Scalability, performance optimization, ROI, future trends, and executive recommendations
- Prioritize scalable data models and process templates so new stores, brands, warehouses, and legal entities can be onboarded without redesigning core workflows.
- Use KPI-driven governance to measure inventory turns, stockout rates, adjustment frequency, gross margin variance, close-cycle duration, and approval SLA performance.
- Optimize performance through disciplined integration design, batch processing where appropriate, database tuning, archival policies, and proactive monitoring of transaction-heavy processes.
- Evaluate ROI through working capital reduction, lower write-offs, faster close, reduced manual effort, improved supplier compliance, and better decision latency rather than software utilization alone.
- Prepare for future trends such as AI-assisted planning, event-driven workflow orchestration, stronger ESG and traceability reporting, and more granular omnichannel profitability analysis.
Executive recommendations are straightforward.

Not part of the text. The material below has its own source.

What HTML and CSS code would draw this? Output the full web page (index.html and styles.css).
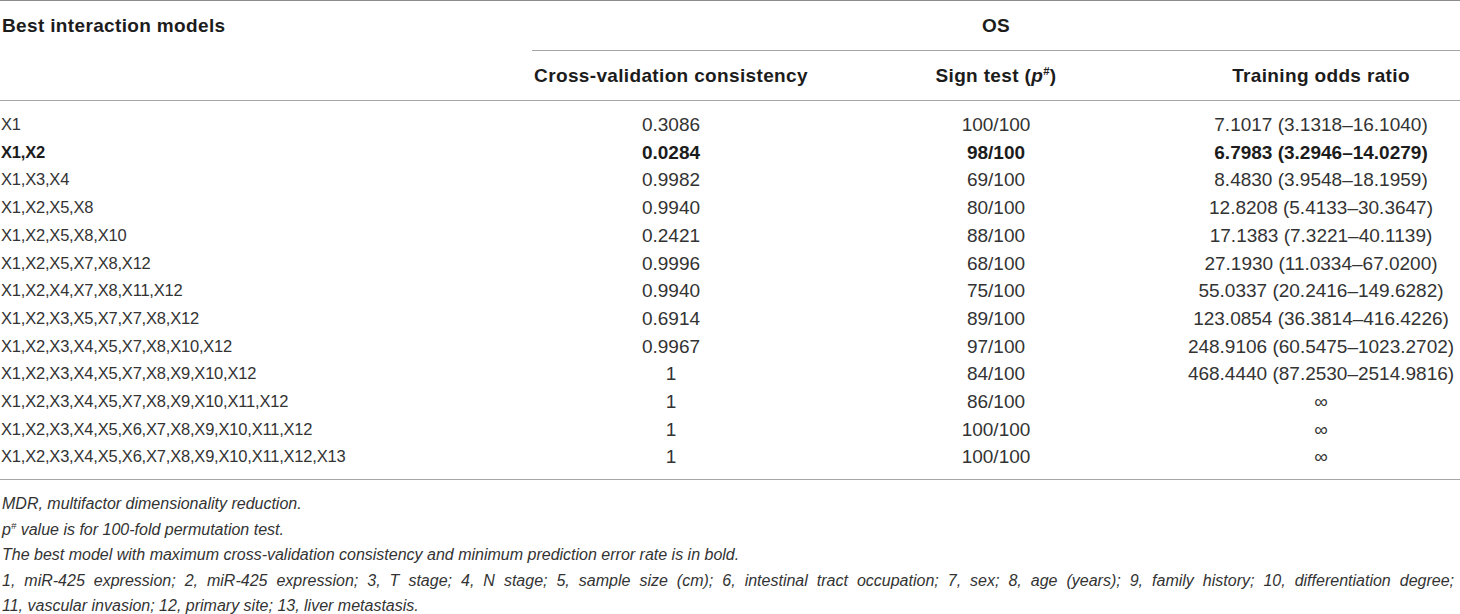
FILE: index.html
```html
<!DOCTYPE html>
<html>
<head>
<meta charset="utf-8">
<link rel="stylesheet" href="styles.css">
</head>
<body>
<div class="wrap">
<table class="mdr">
  <colgroup>
    <col class="c1"><col class="c2"><col class="c3"><col class="c4">
  </colgroup>
  <thead>
    <tr class="h1">
      <th class="left" rowspan="2">Best interaction models</th>
      <th class="os" colspan="3">OS</th>
    </tr>
    <tr class="h2">
      <th>Cross-validation consistency</th>
      <th>Sign test (<i>p</i><sup>#</sup>)</th>
      <th>Training odds ratio</th>
    </tr>
  </thead>
  <tbody>
    <tr class="first"><td class="left">X1</td><td>0.3086</td><td>100/100</td><td>7.1017 (3.1318–16.1040)</td></tr>
    <tr class="best"><td class="left">X1,X2</td><td>0.0284</td><td>98/100</td><td>6.7983 (3.2946–14.0279)</td></tr>
    <tr><td class="left">X1,X3,X4</td><td>0.9982</td><td>69/100</td><td>8.4830 (3.9548–18.1959)</td></tr>
    <tr><td class="left">X1,X2,X5,X8</td><td>0.9940</td><td>80/100</td><td>12.8208 (5.4133–30.3647)</td></tr>
    <tr><td class="left">X1,X2,X5,X8,X10</td><td>0.2421</td><td>88/100</td><td>17.1383 (7.3221–40.1139)</td></tr>
    <tr><td class="left">X1,X2,X5,X7,X8,X12</td><td>0.9996</td><td>68/100</td><td>27.1930 (11.0334–67.0200)</td></tr>
    <tr><td class="left">X1,X2,X4,X7,X8,X11,X12</td><td>0.9940</td><td>75/100</td><td>55.0337 (20.2416–149.6282)</td></tr>
    <tr><td class="left">X1,X2,X3,X5,X7,X7,X8,X12</td><td>0.6914</td><td>89/100</td><td>123.0854 (36.3814–416.4226)</td></tr>
    <tr><td class="left">X1,X2,X3,X4,X5,X7,X8,X10,X12</td><td>0.9967</td><td>97/100</td><td>248.9106 (60.5475–1023.2702)</td></tr>
    <tr><td class="left">X1,X2,X3,X4,X5,X7,X8,X9,X10,X12</td><td>1</td><td>84/100</td><td>468.4440 (87.2530–2514.9816)</td></tr>
    <tr><td class="left">X1,X2,X3,X4,X5,X7,X8,X9,X10,X11,X12</td><td>1</td><td>86/100</td><td>∞</td></tr>
    <tr><td class="left">X1,X2,X3,X4,X5,X6,X7,X8,X9,X10,X11,X12</td><td>1</td><td>100/100</td><td>∞</td></tr>
    <tr class="last"><td class="left">X1,X2,X3,X4,X5,X6,X7,X8,X9,X10,X11,X12,X13</td><td>1</td><td>100/100</td><td>∞</td></tr>
  </tbody>
</table>
<div class="notes">
  <p>MDR, multifactor dimensionality reduction.</p>
  <p><i>p</i><sup>#</sup> value is for 100-fold permutation test.</p>
  <p>The best model with maximum cross-validation consistency and minimum prediction error rate is in bold.</p>
  <p class="key"><span class="just">1, miR-425 expression; 2, miR-425 expression; 3, T stage; 4, N stage; 5, sample size (cm); 6, intestinal tract occupation; 7, sex; 8, age (years); 9, family history; 10, differentiation degree;</span><span>11, vascular invasion; 12, primary site; 13, liver metastasis.</span></p>
</div>
</div>
</body>
</html>
```

FILE: styles.css
```css
html, body {
  margin: 0;
  padding: 0;
  background: #ffffff;
}
body {
  font-family: "Liberation Sans", Arial, sans-serif;
  color: #333333;
  width: 1460px;
  overflow: hidden;
}
.wrap {
  width: 1460px;
}
.mdr {
  width: 1460px;
  border-collapse: collapse;
  table-layout: fixed;
  border-top: 1px solid #8c8c8c;
  border-bottom: 1px solid #a6a6a6;
}
.c1 { width: 532px; }
.c2 { width: 278px; }
.c3 { width: 372px; }
.c4 { width: 278px; }

th {
  font-weight: bold;
  font-size: 19px;
  letter-spacing: 0.35px;
  color: #1c1c1c;
  text-align: center;
  padding: 0;
  white-space: nowrap;
}
.h1 th { height: 49px; vertical-align: middle; }
.h1 th.left { vertical-align: top; padding-top: 14px; }
.h2 th { height: 49px; vertical-align: middle; }
.left { text-align: left; padding-left: 2px; }
th.os { border-bottom: 1px solid #a6a6a6; }
thead .h2 { border-bottom: 1px solid #a6a6a6; }

sup {
  font-size: 0.6em;
  line-height: 0;
  vertical-align: 0.6em;
}

td {
  font-size: 19px;
  line-height: 27.7px;
  padding: 0;
  text-align: center;
  white-space: nowrap;
}
td.left {
  text-align: left;
  padding-left: 1px;
  font-size: 16.5px;
  letter-spacing: -0.2px;
}
tr.first td { padding-top: 10px; }
tr.last td { padding-bottom: 8px; }
tr.best td { font-weight: bold; color: #1c1c1c; }

.notes {
  padding-top: 11px;
  padding-left: 2px;
  width: 1452px;
}
.notes p {
  margin: 0;
  font-style: italic;
  font-size: 16px;
  line-height: 25.5px;
  white-space: nowrap;
}
.notes p.key span {
  display: block;
}
.notes p.key .just {
  text-align: justify;
  text-align-last: justify;
  white-space: normal;
}
```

First, treat ERP governance as an operating model decision, not an IT configuration exercise. Second, centralize policy where control matters most: master data, finance, supplier governance, and inventory valuation. Third, allow local flexibility only within measurable thresholds. Fourth, invest early in BI and exception visibility so governance becomes actionable. Fifth, sequence AI-assisted automation after process and data discipline are established. Finally, embed continuous improvement through governance councils, quarterly control reviews, and a prioritized enhancement backlog. Retailers that follow this approach are better positioned to improve inventory planning, strengthen financial accountability, and scale with confidence.